A "hybrid" will (i.e. fill-in-the-blank will or typewritten will with handwritten interlineations) is not admissible to probate unless the handwritten portions of the will dispose of the estate on their own, without the need for reference to the typewritten portion of the will, other than mere organization issues. (In re Goldsworthy's Estate (1942) 54 Cal.App.2d 666, 672 [as to a fill-in-the-blank will]. See also Estate of Sola (1990) 225 Cal.App.3d 241 and Estate of Phifer (1984) 152 Cal.App.3d 813 [as to handwritten interlineations on a formerly executed typewritten will].)
California law only allows fill-in-the-blank wills in two instances: 1) The statutory form is used (Prob.

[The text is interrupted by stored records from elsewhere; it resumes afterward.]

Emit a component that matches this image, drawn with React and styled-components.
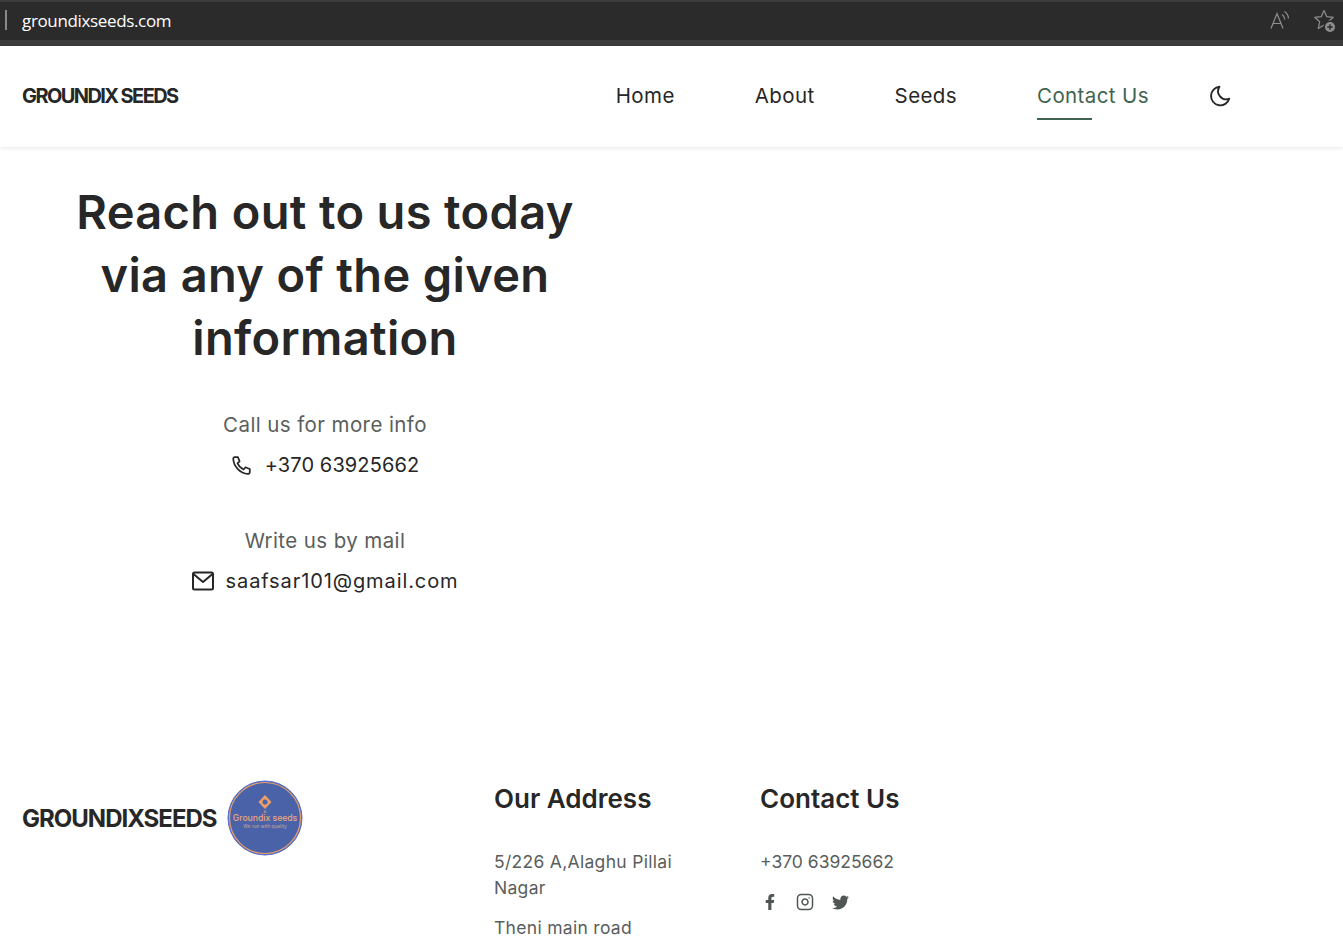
import React from 'react';
import styled, { createGlobalStyle } from 'styled-components';
import { FaFacebookF, FaTwitter } from 'react-icons/fa';
import { FiInstagram } from 'react-icons/fi';

const GlobalStyle = createGlobalStyle`
  html, body {
    margin: 0;
    height: 948px;
    overflow: hidden;
    background: #fff;
  }
  body {
    font-family: Inter, "Noto Sans", sans-serif;
    color: #272727;
  }
  * {
    box-sizing: border-box;
  }
`;

const AddressBar = styled.div`
  display: flex;
  align-items: center;
  height: 46px;
  padding: 0 6px 2px 5px;
  background: #2b2b2b;
  border-top: 2px solid #3c3c3c;
  border-bottom: 6px solid #3b3b3b;
`;

const Caret = styled.span`
  width: 2px;
  height: 20px;
  background: #8a8a8a;
  margin-right: 15px;
`;

const UrlText = styled.span`
  flex: 1;
  font-family: "Open Sans", sans-serif;
  font-size: 17px;
  letter-spacing: -0.35px;
  color: #fff;
`;

const BarIcons = styled.div`
  display: flex;
  align-items: center;
  gap: 23px;
  color: #8f8f8f;
`;

const Header = styled.header`
  display: flex;
  align-items: center;
  justify-content: space-between;
  height: 101px;
  padding: 0 112px 2px 22px;
  box-shadow: 0 1px 4px rgba(0, 0, 0, 0.1);
`;

const Logo = styled.a`
  font-size: 20px;
  font-weight: 700;
  letter-spacing: -1.6px;
  color: #272727;
`;

const Nav = styled.nav`
  display: flex;
  align-items: center;
  gap: 80px;
`;

const NavLink = styled.a`
  position: relative;
  font-size: 20.5px;
  letter-spacing: 0.4px;
  color: ${(p) => (p.$active ? '#3f6450' : '#272727')};

  &::after {
    content: "";
    display: ${(p) => (p.$active ? 'block' : 'none')};
    position: absolute;
    left: 0;
    bottom: -12px;
    width: 55px;
    height: 2px;
    background: #3f6450;
  }
`;

const ThemeToggle = styled.button`
  display: flex;
  margin-left: -20px;
  padding: 0;
  border: none;
  background: none;
  color: #272727;
`;

const Main = styled.main`
  display: flex;
  flex-direction: column;
  align-items: center;
  width: 650px;
  height: 634px;
  padding-top: 33px;
  text-align: center;
`;

const Title = styled.h1`
  margin: 0 0 40px;
  width: 520px;
  font-size: 47px;
  font-weight: 600;
  letter-spacing: 0.35px;
  line-height: 63px;
  color: #272727;
`;

const InfoBlock = styled.div`
  display: flex;
  flex-direction: column;
  align-items: center;
  margin-bottom: 44px;
`;

const InfoLabel = styled.span`
  font-size: 20.5px;
  letter-spacing: 0.4px;
  line-height: 32px;
  color: #5a5e5c;
`;

const InfoValue = styled.span`
  display: flex;
  align-items: center;
  gap: 12px;
  margin-top: 8px;
  font-size: 20px;
  letter-spacing: ${(p) => p.$tracking || 0}px;
  line-height: 32px;
  color: #272727;
`;

const Footer = styled.footer`
  display: grid;
  grid-template-columns: 472px 266px 1fr;
  padding-left: 22px;
`;

const Brand = styled.div`
  display: flex;
  align-items: center;
  gap: 10px;
  height: 74px;
`;

const BrandName = styled.span`
  font-size: 24px;
  font-weight: 700;
  letter-spacing: -1px;
  color: #272727;
`;

const Column = styled.div`
  display: flex;
  flex-direction: column;
  padding-top: 2px;
`;

const ColumnTitle = styled.h3`
  margin: 0 0 34px;
  font-size: 26px;
  font-weight: 600;
  line-height: 32px;
  color: #272727;
`;

const ColumnText = styled.p`
  margin: 0 0 14px;
  width: 190px;
  font-size: 17.5px;
  letter-spacing: ${(p) => p.$tracking || 0}px;
  line-height: 26px;
  color: #5a5e5c;
`;

const Socials = styled.div`
  display: flex;
  align-items: center;
  gap: 18px;
  margin-top: 4px;
  padding-left: 2px;
  color: #505654;
`;

const PhoneIcon = () => (
  <svg width="22" height="22" viewBox="0 0 24 24" fill="none" stroke="currentColor" strokeWidth="1.9" strokeLinejoin="round" strokeLinecap="round">
    <path d="M4 3.5h3.6l1.8 4.6-2.3 2c1.3 3 3.6 5.4 6.7 6.8l2-2.4 4.7 1.8v3.4c0 1.3-1.1 2.2-2.3 2.1C10 21.200 3 13.700 2.500 5.800 2.400 4.500 2.900 3.500 4 3.500z" />
  </svg>
);

const MailIcon = () => (
  <svg width="22" height="20" viewBox="0 0 22 20" fill="none" stroke="currentColor" strokeWidth="2" strokeLinejoin="round">
    <rect x="1" y="1.500" width="20" height="17" rx="1.500" />
    <path d="M1.500 3l9.500 8 9.500-8" />
  </svg>
);

const MoonIcon = () => (
  <svg width="22" height="22" viewBox="0 0 22 22" fill="none" stroke="currentColor" strokeWidth="1.9" strokeLinejoin="round">
    <path d="M10.500 1.800a9.300 9.300 0 1 0 9.800 11.800 8 8 0 0 1-9.800-11.800z" />
  </svg>
);

const ReadAloudIcon = () => (
  <svg width="20" height="20" viewBox="0 0 20 20" fill="none" stroke="currentColor" strokeWidth="1.200">
    <path d="M1 18.500L7 3.500l6 15M3 13.500h8" />
    <path d="M12 4.500c1.800 1.200 2.700 2.800 2.900 5M14.500 1.500c2.400 1.700 3.800 4 4 7" />
  </svg>
);

const StarAddIcon = () => (
  <svg width="24" height="24" viewBox="0 0 24 24" fill="none" stroke="currentColor" strokeWidth="1.200" strokeLinejoin="round">
    <path d="M11 2.500l2.700 6.100 6.600.7-5 4.500 1.400 6.600-5.700-3.400-5.700 3.400 1.400-6.600-5-4.500 6.600-.7z" />
    <circle cx="17" cy="19" r="6.500" fill="#2b2b2b" stroke="none" />
    <circle cx="17" cy="19" r="5" fill="#8f8f8f" stroke="none" />
    <path d="M17 16.200v5.600M14.200 19h5.600" stroke="#2b2b2b" strokeWidth="1.500" />
  </svg>
);

const LogoBadge = () => (
  <svg width="76" height="76" viewBox="0 0 76 76">
    <circle cx="38" cy="38" r="37" fill="#4a62a8" stroke="#5a6fd0" strokeWidth="1" />
    <circle cx="38" cy="38" r="35.500" fill="none" stroke="#e8a06c" strokeWidth="1.200" />
    <path d="M38 15l6.500 7-6.500 7-6.500-7z" fill="#eda065" />
    <circle cx="38" cy="22" r="2.500" fill="#4a62a8" />
    <path d="M38 30v3M36.500 33l1.500-1.500 1.500 1.500" fill="none" stroke="#d9a58a" strokeWidth="0.700" />
    <text x="38" y="41" textAnchor="middle" fontFamily="Inter, sans-serif" fontSize="8.600" fontWeight="500" fill="#eda878">Groundix seeds</text>
    <text x="38" y="48" textAnchor="middle" fontFamily="Inter, sans-serif" fontSize="4.800" fill="#c9a59a">We run with quality</text>
  </svg>
);

const App = () => {
  return (
    <>
      <GlobalStyle />
      <AddressBar>
        <Caret />
        <UrlText>groundixseeds.com</UrlText>
        <BarIcons>
          <ReadAloudIcon />
          <StarAddIcon />
        </BarIcons>
      </AddressBar>
      <Header>
        <Logo>GROUNDIX SEEDS</Logo>
        <Nav>
          <NavLink>Home</NavLink>
          <NavLink>About</NavLink>
          <NavLink>Seeds</NavLink>
          <NavLink $active>Contact Us</NavLink>
          <ThemeToggle><MoonIcon /></ThemeToggle>
        </Nav>
      </Header>
      <Main>
        <Title>Reach out to us today via any of the given information</Title>
        <InfoBlock>
          <InfoLabel>Call us for more info</InfoLabel>
          <InfoValue $tracking={0.1}><PhoneIcon />+370 63925662</InfoValue>
        </InfoBlock>
        <InfoBlock>
          <InfoLabel>Write us by mail</InfoLabel>
          <InfoValue $tracking={0.9}><MailIcon />saafsar101@gmail.com</InfoValue>
        </InfoBlock>
      </Main>
      <Footer>
        <Brand>
          <BrandName>GROUNDIXSEEDS</BrandName>
          <LogoBadge />
        </Brand>
        <Column>
          <ColumnTitle>Our Address</ColumnTitle>
          <ColumnText $tracking={0.3}>5/226 A,Alaghu Pillai Nagar</ColumnText>
          <ColumnText $tracking={0.3}>Theni main road</ColumnText>
        </Column>
        <Column>
          <ColumnTitle>Contact Us</ColumnTitle>
          <ColumnText>+370 63925662</ColumnText>
          <Socials>
            <FaFacebookF size={16} />
            <FiInstagram size={18} />
            <FaTwitter size={17} />
          </Socials>
        </Column>
      </Footer>
    </>
  );
};

export default App;
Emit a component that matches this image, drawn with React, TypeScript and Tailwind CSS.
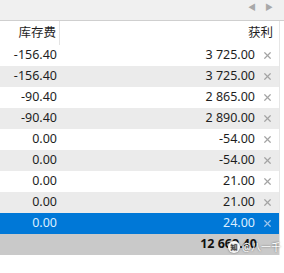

Code, Sec.Sec.6220 et seq.); or 2) the handwritten portion of the will meets the standard of a holographic will without the need for reference to the printed portions (Estate of Black (1982) 30 Cal.3d 880, 888]).
For a hybrid will to qualify as a valid holographic will, the handwritten portions must independently express the testator's dispositive intent. If the handwritten entries are merely names, dates, or property descriptions that have no testamentary meaning without the printed language, courts must find the printed matter was incorporated, and deny admission of the will to probate. (Estate of Phifer (1984) 152 Cal.App.3d 813, 817 ["so long as the printed words were "not relevant to [the holograph's] substance or essential to its validity as a will or codicil."]; Estate of Sola (1990) 225 Cal.App.3d 241, 247 ["Where the handwriting in itself lacks testamentary intent and substance and has meaning only in relationship to the typewritten words it relates to, there is no complete testamentary document that can be deemed a holographic will."].)
However, if the handwritten portions contain complete dispositive provisions that can stand on their own, with printed matter serving only as procedural or organizational framework, the will may be admissible. (Estate of Black (1982) 30 Cal.3d 880, 885.)
Because the will submitted in this case not only contains handwritten portions that are wholly reliant on the typewritten text, but also internally create confusion, the October 13th document should be found not to constitute a will. Because the accompanying handwritten documents were not dated by the Decedent, those documents should also be found not to constitute a will. As a result of those two findings, the Court should deny admission of those documents to Probate, and order that the Decedent died intestate.
Appointment of Richard J. Jennette as Administrator Decedent appears to have died leaving two heirs: William Kotaska and Paul C. Gruber. Both persons have declined to serve as administrator, nominated Mr. Jennette as Administrator of the estate, and waived bond. It is recommended the Court appoint Mr. Jennette as administrator, and waive bond.